“FUN” AT THE AIRPORT: Yesterday, September 9, 2002, a day before the US went into “Orange” alert, and two days before a pretty damn significant anniversary involving terrorists, airplanes and airports, my wife and I flew back to California from New York City.
On her way to the ladies room, Nina noticed a very large hard-sided suitcase sitting on one of the “rent me for a dollar” luggage carts, outside the TGIF restaurant at JFK. Rushing past, she had a vague recollection that no one was sitting at any of the tables near the suitcase, where you would think someone would sit if they were leaving their bag, relatively unattended, in violation of all the admonitions we’ve gotten of late. As she describes it:
On my way back I looked more carefully, noticed that this bag was way too large for carry on, and yet was way beyond the point where luggage would be checked in. I also noticed for sure that no one was sitting in any of the nearby tables.
Alarmed, I went to the security drone who looks to make sure that you have a ticket before you have the honor of having your laptop x-rayed. I told him about the unattended suitcase, and he informed me that basically, he couldn’t care less and that “they” (apparently he spoke for all of the security checkers) were only interested in what went through the security checkpoint.

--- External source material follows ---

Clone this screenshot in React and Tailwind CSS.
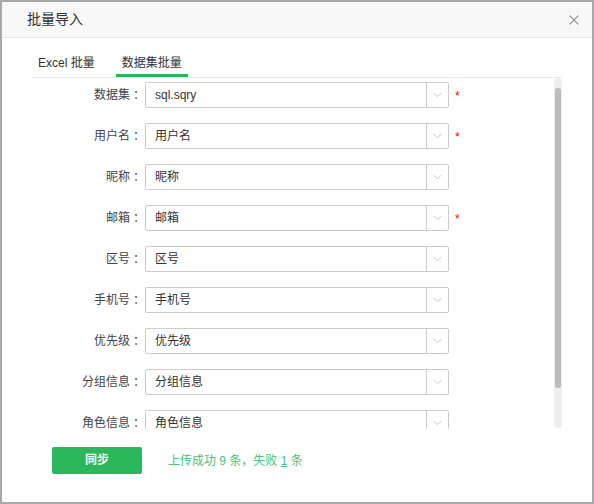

Upon being told that I didn’t think his supervisor would be very happy with that response, and that could he possibly call someone with a brain (I doubt those were my exact words, but I think it was close to that), a supervisor came over and immediately figured out that this was indeed one of those “unattended suitcases” that they really wanted to avoid. In response to being told that the little drone had basically said “not my job” she announced “Security is everyone’s job now.”
The supervisor dashed over to the offending bag, shouted into the restaurant “does anyone own this bag” and was last seen interrogating the guy who was sitting at the far end of the TGIF bar who came forth to claim his unattended luggage.
I guess this is basically the problem: you have people who know their jobs, do them well, respond to whatever is thrown their way, and don’t worry about whether it’s in front of, or behind the security checkpoint. And you have people who are paid not much more than minimum wage, who will never earn more because they just don’t have a clue. I don’t know how you teach common sense, mostly because I don’t think you can. But perhaps you can buy it by not hiring from the very bottom of the barrel.
I realize this is far from the worst offense at airports these days. (Of course, in the event it was a missed bomb that detonated, it would have been–Ed.) It’s not as bad as letting guns get through the checkpoints. But it brought home to me just how dependant our security is on mindless drones.